There is no better example of this than in an election. In Japan a few weeks ago, the same youth vote contributed to Prime Minister Shinzo Abe winning the majority of the Upper House. Those in their teens and early twenties felt the benefits of Abenomics and job creation, thus prompting them to support Abe’s party in the first election for many among the Japanese youth.
On the other side of the pond, the debacle of Brexit brought about a debate on the role of the youth in the outcome of the EU referendum. Many blamed young people for not showing up to vote Remain, and thus they were told not to blame the older generation for screwing up their future. However, soon after polling day this was debunked by the London School of Economics, with a study noting that the youth did turn up to vote and that Leave simply had more numbers.
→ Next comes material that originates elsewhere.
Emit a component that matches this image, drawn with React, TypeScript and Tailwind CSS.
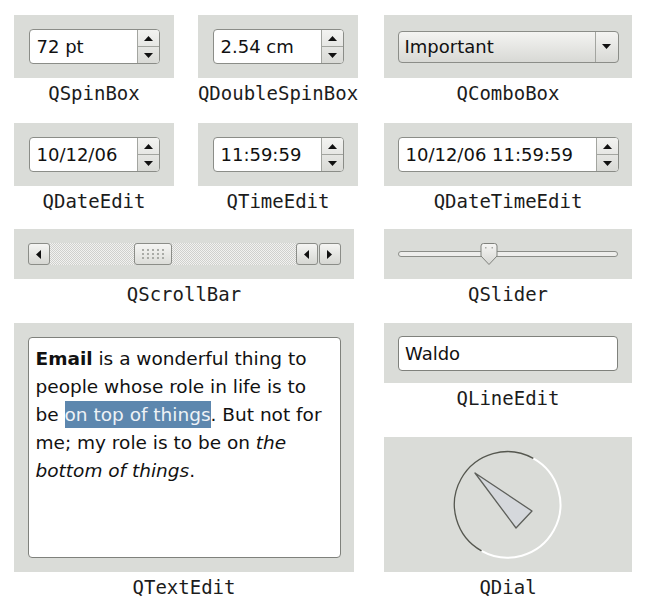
import React from 'react';

const sans = "font-['DejaVu_Sans','Liberation_Sans',sans-serif]";

const Up = () => (
  <svg width="9" height="5" viewBox="0 0 9 5">
    <path d="M0 5 L4.5 0 L9 5 Z" fill="#111" />
  </svg>
);

const Down = () => (
  <svg width="9" height="5" viewBox="0 0 9 5">
    <path d="M0 0 L4.5 5 L9 0 Z" fill="#111" />
  </svg>
);

const Left = () => (
  <svg width="5" height="9" viewBox="0 0 5 9">
    <path d="M5 0 L0 4.5 L5 9 Z" fill="#111" />
  </svg>
);

const Right = () => (
  <svg width="5" height="9" viewBox="0 0 5 9">
    <path d="M0 0 L5 4.5 L0 9 Z" fill="#111" />
  </svg>
);

const Label: React.FC<{ text: string }> = ({ text }) => (
  <div className="h-[30px] flex items-center justify-center text-[19px] text-[#1c1c1c] font-['DejaVu_Sans_Mono','Liberation_Mono',monospace]">
    {text}
  </div>
);

const SpinBox: React.FC<{ value: string; wide?: boolean }> = ({ value, wide }) => (
  <div
    className={`flex h-[35px] rounded-[4px] border border-[#8b8d88] bg-white overflow-hidden ${
      wide ? 'w-[221px]' : 'w-[131px]'
    }`}
  >
    <div className={`flex-1 flex items-center pl-[7px] text-[18px] text-[#111] ${sans}`}>{value}</div>
    <div className="w-[22px] flex flex-col border-l border-[#a3a5a0] bg-gradient-to-b from-[#f3f3f1] to-[#d9dad6]">
      <div className="flex-1 flex items-center justify-center border-b border-[#a3a5a0]">
        <Up />
      </div>
      <div className="flex-1 flex items-center justify-center">
        <Down />
      </div>
    </div>
  </div>
);

const ScrollButton: React.FC<{ children: React.ReactNode }> = ({ children }) => (
  <div className="w-[22px] h-full flex items-center justify-center rounded-[3px] border border-[#8b8d88] bg-gradient-to-b from-[#f5f5f3] to-[#d6d7d3]">
    {children}
  </div>
);

const App: React.FC = () => {
  return (
    <div className="w-[657px] h-[609px] bg-white pt-[15px] pl-[14px] flex gap-[26px]">
      {/* left block */}
      <div className="flex flex-col w-[344px]">
        <div className="flex gap-[24px] mb-[15px]">
          <div className="w-[160px]">
            <div className="h-[63px] bg-[#dadcd8] flex items-center justify-center">
              <SpinBox value="72 pt" />
            </div>
            <Label text="QSpinBox" />
          </div>
          <div className="w-[160px]">
            <div className="h-[63px] bg-[#dadcd8] flex items-center justify-center">
              <SpinBox value="2.54 cm" />
            </div>
            <Label text="QDoubleSpinBox" />
          </div>
        </div>

        <div className="flex gap-[24px] mb-[13px]">
          <div className="w-[160px]">
            <div className="h-[63px] bg-[#dadcd8] flex items-center justify-center">
              <SpinBox value="10/12/06" />
            </div>
            <Label text="QDateEdit" />
          </div>
          <div className="w-[160px]">
            <div className="h-[63px] bg-[#dadcd8] flex items-center justify-center">
              <SpinBox value="11:59:59" />
            </div>
            <Label text="QTimeEdit" />
          </div>
        </div>

        <div className="w-[340px] mb-[14px]">
          <div className="h-[50px] bg-[#dadcd8] flex items-center justify-center">
            <div className="w-[313px] h-[22px] flex">
              <ScrollButton>
                <Left />
              </ScrollButton>
              <div className="flex-1 h-full relative bg-[repeating-conic-gradient(#cfd0cd_0_25%,#f2f2f0_0_50%)] bg-[length:2px_2px]">
                <div className="absolute left-[84px] top-0 w-[38px] h-full rounded-[3px] border border-[#8b8d88] bg-gradient-to-b from-[#f5f5f3] to-[#dcddd9] flex items-center justify-center">
                  <div className="grid grid-cols-5 gap-x-[3px] gap-y-[2px]">
                    {Array.from({ length: 15 }).map((_, i) => (
                      <div key={i} className="w-[2px] h-[2px] bg-[#a9aba6]" />
                    ))}
                  </div>
                </div>
              </div>
              <ScrollButton>
                <Left />
              </ScrollButton>
              <div className="w-[1px]" />
              <ScrollButton>
                <Right />
              </ScrollButton>
            </div>
          </div>
          <Label text="QScrollBar" />
        </div>

        <div className="w-[340px]">
          <div className="h-[249px] bg-[#dadcd8] flex items-center justify-center">
            <div
              className={`w-[313px] h-[221px] rounded-[4px] border border-[#7f817c] bg-white pl-[7px] pt-[7px] text-[18.5px] leading-[28px] text-[#111] whitespace-nowrap ${sans}`}
            >
              <b>Email</b> is a wonderful thing to
              <br />
              people whose role in life is to
              <br />
              be <span className="bg-[#5d87ae] text-[#eef2f6] py-[3px]">on top of things</span>. But not for
              <br />
              me; my role is to be on <i>the</i>
              <br />
              <i>bottom of things</i>.
            </div>
          </div>
          <Label text="QTextEdit" />
        </div>
      </div>

      {/* right column */}
      <div className="flex flex-col w-[248px]">
        <div className="mb-[15px]">
          <div className="h-[63px] bg-[#dadcd8] flex items-center justify-center">
            <div className="w-[221px] h-[32px] flex rounded-[4px] border border-[#8b8d88] bg-gradient-to-b from-[#f4f4f2] to-[#d8d9d5]">
              <div className={`flex-1 flex items-center pl-[6px] text-[18px] text-[#111] ${sans}`}>Important</div>
              <div className="w-[23px] flex items-center justify-center border-l border-[#a3a5a0]">
                <Down />
              </div>
            </div>
          </div>
          <Label text="QComboBox" />
        </div>

        <div className="mb-[13px]">
          <div className="h-[63px] bg-[#dadcd8] flex items-center justify-center">
            <SpinBox value="10/12/06 11:59:59" wide />
          </div>
          <Label text="QDateTimeEdit" />
        </div>

        <div className="mb-[14px]">
          <div className="h-[50px] bg-[#dadcd8] flex items-center justify-center">
            <div className="w-[220px] h-[22px] relative flex items-center">
              <div className="w-full h-[6px] rounded-full border border-[#8b8d88] bg-[#eeeeec]" />
              <svg className="absolute left-[82px] top-0" width="18" height="22" viewBox="0 0 18 22">
                <defs>
                  <linearGradient id="hg" x1="0" y1="0" x2="0" y2="1">
                    <stop offset="0" stopColor="#f6f6f4" />
                    <stop offset="1" stopColor="#d6d7d3" />
                  </linearGradient>
                </defs>
                <path
                  d="M3.5 0.5 H14.5 Q17 0.5 17 3 V13 L9 21.5 L1 13 V3 Q1 0.5 3.5 0.5 Z"
                  fill="url(#hg)"
                  stroke="#7f817c"
                />
                <rect x="5" y="4" width="1.5" height="1.5" fill="#a9aba6" />
                <rect x="11.5" y="4" width="1.5" height="1.5" fill="#a9aba6" />
              </svg>
            </div>
          </div>
          <Label text="QSlider" />
        </div>

        <div className="mb-[24px]">
          <div className="h-[60px] bg-[#dadcd8] flex items-center justify-center">
            <div
              className={`w-[220px] h-[35px] rounded-[4px] border border-[#7f817c] bg-white flex items-center pl-[6px] text-[18px] text-[#111] ${sans}`}
            >
              Waldo
            </div>
          </div>
          <Label text="QLineEdit" />
        </div>

        <div>
          <div className="h-[135px] bg-[#dadcd8]">
            <svg width="248" height="135" viewBox="0 0 248 135">
              <path d="M149.3 21.4 A53 53 0 1 1 97.5 113.9" fill="none" stroke="#ffffff" strokeWidth="2" />
              <path d="M97.5 113.9 A53 53 0 0 1 149.3 21.4" fill="none" stroke="#55574f" strokeWidth="1.3" />
              <path d="M91 36 L148 74 L132 91 Z" fill="#d5d8dc" stroke="#5d5f5a" strokeWidth="1.3" strokeLinejoin="round" />
            </svg>
          </div>
          <Label text="QDial" />
        </div>
      </div>
    </div>
  );
};

export default App;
The youth, therefore, have the power in their hands to shape not only their future, but also the current state of affairs. It is for this reason that ADB is calling on the youth, particularly those 18 to 25 years old, to lend their voice and share their ideas on better transport. Through a video of not more than three minutes long, they can put a spotlight on mobility issues that plague them—such as fear of walking home at night after class lest they be harassed, or losing quality of life due to congestion that eat away hours meant for sleeping, studying or spending time with family—or solutions that can greatly ease their daily journey or others’.
Called Are We There Yet, this youth video competition is a play on words that we often hear from kids or toddlers eager to reach a destination. For this contest we, the adults and transport experts, ask you the question – are we there yet? Are we at a point where transport helps our way of life or does it hinder us from development? Do you think negative transport impacts such as air pollution, increasing emissions and road fatalities affect you? Or are these mere concepts that are not relevant to millennials?
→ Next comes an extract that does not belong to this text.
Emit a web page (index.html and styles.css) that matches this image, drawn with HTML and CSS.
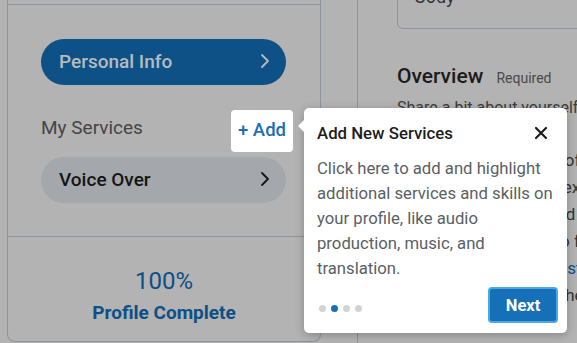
FILE: index.html
```html
<!DOCTYPE html>
<html>
    <head>
        <meta charset="utf-8">
        <link rel="stylesheet" href="styles.css">
        <title>Profile - Add New Services</title>
    </head>
    <body>
        <div class="page">

            <div class="side-card">
                <div class="side-top"></div>

                <div class="side-nav">
                    <a class="pill pill-active" href="#">
                        <span>Personal Info</span>
                        <svg class="chevron" viewBox="0 0 10 16" width="10" height="16"><path d="M2 2l6 6-6 6" fill="none" stroke="currentColor" stroke-width="1.8" stroke-linecap="round" stroke-linejoin="round"/></svg>
                    </a>

                    <div class="services-row">
                        <span class="services-label">My Services</span>
                        <button class="add-btn">+ Add</button>
                    </div>

                    <a class="pill pill-muted" href="#">
                        <span>Voice Over</span>
                        <svg class="chevron" viewBox="0 0 10 16" width="10" height="16"><path d="M2 2l6 6-6 6" fill="none" stroke="currentColor" stroke-width="1.8" stroke-linecap="round" stroke-linejoin="round"/></svg>
                    </a>
                </div>

                <div class="side-progress">
                    <div class="progress-value">100%</div>
                    <div class="progress-label">Profile Complete</div>
                </div>
            </div>

            <div class="main-card">
                <div class="name-input">Cody</div>

                <h2 class="overview-title">Overview <span class="required">Required</span></h2>
                <p class="overview-hint">Share a bit about yourself and the work you do so clients can get to know you.</p>

                <div class="overview-text">
                    <p>Hi there! I'm Cody, a professional voice over artist and producer</p>
                    <p>with over ten years of experience in commercial, narration and</p>
                    <p>character work. I record from a broadcast quality studio and</p>
                    <p>can deliver clean audio fast. Reach out anytime to discuss your</p>
                    <p class="link-line">project (or ask for a custom demo) and I'll get back to you.</p>
                    <p>I'm looking forward to hearing from you and working together.</p>
                </div>
            </div>

        </div>

        <div class="popover">
            <span class="popover-arrow"></span>
            <div class="popover-head">
                <h3>Add New Services</h3>
                <svg class="close" viewBox="0 0 14 14" width="14" height="14"><path d="M2 2l10 10M12 2L2 12" stroke="currentColor" stroke-width="2.2" stroke-linecap="round"/></svg>
            </div>
            <p class="popover-body">Click here to add and highlight additional services and skills on your profile, like audio production, music, and translation.</p>
            <div class="popover-foot">
                <div class="dots">
                    <span class="dot"></span>
                    <span class="dot dot-on"></span>
                    <span class="dot"></span>
                    <span class="dot"></span>
                </div>
                <button class="next-btn">Next</button>
            </div>
        </div>
    </body>
</html>
```

FILE: styles.css
```css
body {
    margin: 0;
    width: 577px;
    height: 343px;
    overflow: hidden;
    position: relative;
    background: #b3b3b3;
    font-family: Roboto, "Liberation Sans", Arial, sans-serif;
}

.page {
    display: flex;
    padding-left: 7px;
    height: 343px;
}

.side-card {
    width: 312px;
    flex-shrink: 0;
    border-left: 1px solid #8e949b;
    border-right: 1px solid #8e949b;
    border-bottom: 1px solid #8e949b;
    border-radius: 0 0 8px 8px;
    height: 341px;
    display: flex;
    flex-direction: column;
}

.side-top {
    height: 4px;
    border-bottom: 1px solid #8e949b;
}

.side-nav {
    padding: 34px 34px 0 33px;
    height: 197px;
    border-bottom: 1px solid #8e949b;
}

.pill {
    display: flex;
    align-items: center;
    justify-content: space-between;
    height: 44px;
    border-radius: 23px;
    padding: 0 16px 2px 18px;
    font-size: 19px;
    font-weight: 500;
    text-decoration: none;
}

.pill-active {
    background: #0d5186;
    color: #b6bbc0;
}

.pill-muted {
    background: #a4a8ac;
    color: #151515;
}

.services-row {
    display: flex;
    align-items: center;
    justify-content: space-between;
    margin: 23px -7px 7px 0;
    height: 42px;
}

.services-label {
    font-size: 19px;
    color: #454545;
    margin-top: -4px;
}

.add-btn {
    background: #ffffff;
    border: none;
    border-radius: 4px;
    height: 42px;
    width: 62px;
    padding: 0 0 2px 0;
    font-family: inherit;
    font-size: 18.5px;
    font-weight: 500;
    color: #1b6fb5;
    margin-top: 4px;
}

.side-progress {
    flex: 1;
    display: flex;
    flex-direction: column;
    align-items: center;
    padding-top: 30px;
    color: #0d4f86;
}

.progress-value {
    font-size: 24px;
    line-height: 28px;
}

.progress-label {
    margin-top: 6px;
    font-size: 19px;
    font-weight: 700;
    line-height: 24px;
}

.main-card {
    margin-left: 36px;
    border-left: 1px solid #8e949b;
    padding-left: 39px;
    flex: 1;
    min-width: 0;
    white-space: nowrap;
}

.name-input {
    width: 300px;
    height: 44px;
    margin-top: -21px;
    border: 1px solid #8e949b;
    border-radius: 6px;
    padding: 4px 0 0 16px;
    font-size: 18px;
    line-height: 26px;
    color: #333333;
}

.overview-title {
    margin: 34px 0 0 0;
    font-size: 21px;
    font-weight: 500;
    color: #1b1b1b;
    line-height: 26px;
}

.required {
    font-size: 14px;
    font-weight: 400;
    color: #4a4a4a;
    margin-left: 8px;
}

.overview-hint {
    margin: 7px 0 0 0;
    font-size: 16px;
    color: #3e3e3e;
}

.overview-text {
    margin-top: 30px;
    font-size: 17px;
    color: #333333;
}

.overview-text p {
    margin: 0;
    line-height: 27px;
}

.link-line {
    color: #0d4f86;
}

.popover {
    position: absolute;
    left: 304px;
    top: 108px;
    width: 263px;
    height: 225px;
    box-sizing: border-box;
    background: #ffffff;
    border-radius: 5px;
    box-shadow: 0 2px 10px rgba(0, 0, 0, 0.25);
    padding: 14px 9px 0 13px;
}

.popover-arrow {
    position: absolute;
    left: -6px;
    top: 12px;
    width: 0;
    height: 0;
    border-top: 6px solid transparent;
    border-bottom: 6px solid transparent;
    border-right: 6px solid #ffffff;
}

.popover-head {
    display: flex;
    align-items: center;
    justify-content: space-between;
    padding-right: 10px;
}

.popover-head h3 {
    margin: 0;
    font-size: 16.8px;
    font-weight: 500;
    color: #1c1c1c;
    line-height: 22px;
}

.close {
    color: #1c1c1c;
}

.popover-body {
    margin: 12px 0 0 0;
    font-size: 16.7px;
    line-height: 25px;
    color: #5a5f64;
}

.popover-foot {
    display: flex;
    align-items: center;
    justify-content: space-between;
    margin-top: 6px;
}

.dots {
    display: flex;
    gap: 5px;
    padding-left: 2px;
    margin-top: 6px;
}

.dot {
    width: 7px;
    height: 7px;
    border-radius: 50%;
    background: #d2d2d2;
}

.dot-on {
    background: #1b6fb5;
}

.next-btn {
    width: 70px;
    height: 36px;
    background: #1670b8;
    border: 2px solid #4aa8e6;
    border-radius: 4px;
    font-family: inherit;
    font-size: 16.5px;
    font-weight: 700;
    color: #ffffff;
}
```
We think you have a lot to say, and not just because Snapchat numbers are on the rise. But more importantly, we think there’s a lot that the youth can do. Sending a video entry is one way. Those who win stand to present their ideas on an international stage and who knows, there may be an industry practitioner, NGO worker or government official who might just take you up on your proposal.
But there are more reasons. We encourage you to rethink transport and redefine the way we move. Invent solutions, create awareness or use a bike for short-distance travel. In India, Arjun Kumar took this one step further. When he was only 12, after a cyclone affected Chennai, he found his parents waiting at home worried, so he decided to make an app that lets parents or guardians know where a school bus is at any given time, whether the child is in the bus, and how much time will it take for the bus to arrive home. He received an award from MIT in 2012. He also eventually made a personal safety app for women and young girls.
And so to paraphrase another Obama, we, including the youth, have the capacity to shape our destiny. “I see a younger generation full of energy and new ideas, not constrained by what is, ready to seize what ought to be.”